Because salt is good, but if it loses its strength and becomes saltless, the only thing you can do with it is throw it out.

Salt brings out the flavor in the food it is seasoning. We are suppose to be bringing out the flavor of God in the world around us. In our circumstances, in our lives, in history.

Quite honestly you can’t say you’re following Christ if you’re not actually following the example He has given us. Jesus fought the injustices of His time, He stood up to evil - but not for His own gain. He surrendered His life because the Father asked Him of it. There was nothing that Jesus put His hands on and told the Father that He couldn’t have.

So for me it’s been discovering that I have been holding on tight to the idea that I can actually change some family members minds about things if they just had enough truth - which led me on a mission to find and beat them over the head with facts of certain situations. I tried for years before I finally surrendered to the idea that only God can change people’s hearts and open their eyes. And this past week has been particularly painful as I even surrendered the idea that they would ever come to see things the way I do. Because that is my will, and my will must die.

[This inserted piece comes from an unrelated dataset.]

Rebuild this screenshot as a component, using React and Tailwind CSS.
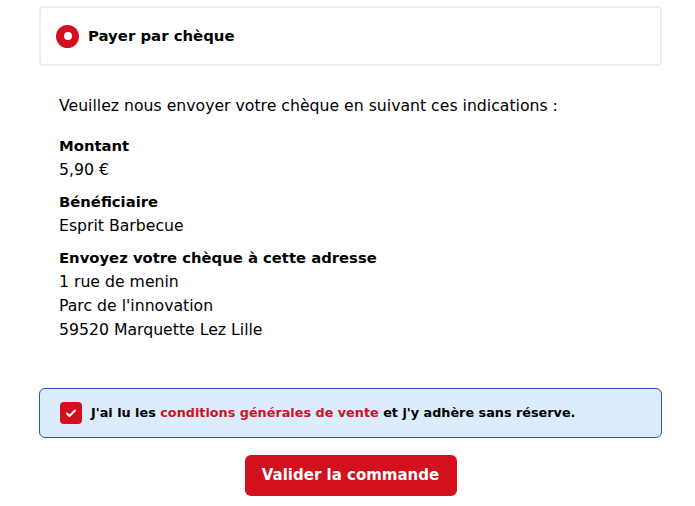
import React from 'react'

const font = { fontFamily: '"DejaVu Sans", "Noto Sans", sans-serif' }

export default function App() {
  return (
    <div className="w-[695px] h-[506px] bg-white text-black pt-[6px] pl-[39px]" style={font}>
      <div className="w-[623px]">
        {/* mode de paiement */}
        <div className="h-[60px] border-2 border-[#ececec] rounded-[4px] flex items-center pl-[15px]">
          <span className="w-[23px] h-[23px] rounded-full bg-[#d2101e] flex items-center justify-center">
            <span className="w-[8px] h-[8px] rounded-full bg-white" />
          </span>
          <span className="ml-[9px] text-[14.9px] font-bold">Payer par chèque</span>
        </div>

        {/* instructions */}
        <div className="pl-[20px] pt-[28px] text-[15.7px] leading-[24px]">
          <p>Veuillez nous envoyer votre chèque en suivant ces indications :</p>
          <p className="mt-[16px] font-bold text-[14.8px]">Montant</p>
          <p>5,90 €</p>
          <p className="mt-[8px] font-bold text-[14.8px]">Bénéficiaire</p>
          <p>Esprit Barbecue</p>
          <p className="mt-[8px] font-bold text-[14.8px]">Envoyez votre chèque à cette adresse</p>
          <p>1 rue de menin</p>
          <p>Parc de l'innovation</p>
          <p>59520 Marquette Lez Lille</p>
        </div>

        {/* CGV */}
        <div className="mt-[46px] h-[50px] border border-[#1f5fa8] bg-[#dbecfd] rounded-[6px] flex items-center pl-[20px]">
          <span className="w-[22px] h-[22px] rounded-[4px] bg-[#d2101e] flex items-center justify-center">
            <svg width="12" height="12" viewBox="0 0 24 24" fill="none" stroke="white" strokeWidth="4" strokeLinecap="round" strokeLinejoin="round">
              <path d="M4 13l5 5L20 7" />
            </svg>
          </span>
          <span className="ml-[9px] text-[12.8px] font-bold">
            J'ai lu les <span className="text-[#d2101e]">conditions générales de vente</span> et j'y adhère sans réserve.
          </span>
        </div>

        <div className="flex justify-center mt-[17px]">
          <button className="w-[212px] h-[41px] bg-[#d2101e] rounded-[6px] text-white font-bold text-[15px]">
            Valider la commande
          </button>
        </div>
      </div>
    </div>
  )
}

But take heart, more death eventually means more life. If it dies, it produces many seeds - John 12:24

What about you? Are you ready to be a disciple? What have you kept your hands on and told God that He cannot have?

4 Comments

How many times, and for how many years, with my non-believing family and friends (especially my family) did I try to "beat them over the heads with facts"? Far too often. That approach never, ever works. I thank God that He has slowly been showing me that facts not given in love could almost be called "spiritual poison" to those on the receiving end.
Rachel, that was beautiful.
I will pass this on to our Ladies Bible study group at Relevant..
Blessings to you.
Thank you Rachel for writing this. Your post speaks directly to my heart. Wonderfully said.

Wow what a truthful post. I can't tell you how many times I've mulled it over in my head will they ever get me ? Will they ever just accept me for me? When it comes to family it's often hard to let go of control and find acceptance that God will get things done on his time and not ours. I also believe that no matter what your family may do or say we can't allow that to affect our relationship with God. Of course we don't directly hate our family but we definitely can come to hate the feeling of a need to help them along in their journey. That yearning we feel to repair relationships or to help a loved one change could be the very thing blocking the blessing. I definitely agree it's best to step out of the way and let God do his work. In my own life I have tried so many times to repair my relationship with my father, which is good but when someone doesn't accept you for who you are you can go down a dark path of feeling less than or suffer a loss in confidence. The greatest thing I've come to know is that my confidence has come from God and no one else. So how can someone take something from me they didn't give to me in the first place. The only way this relationship will come to heal is a for God to work his wonder and I have to let him. The good thing is since I've put my faith and Jesus and not in recieving acceptance from my dad my confidence has been restored! Hallelujah! As for the issues facing my dad I'm not sure where he is at but it's ok I still love him from a distance and hope that Jesus will come to help him be restored as well in whatever area the Lord sees fit.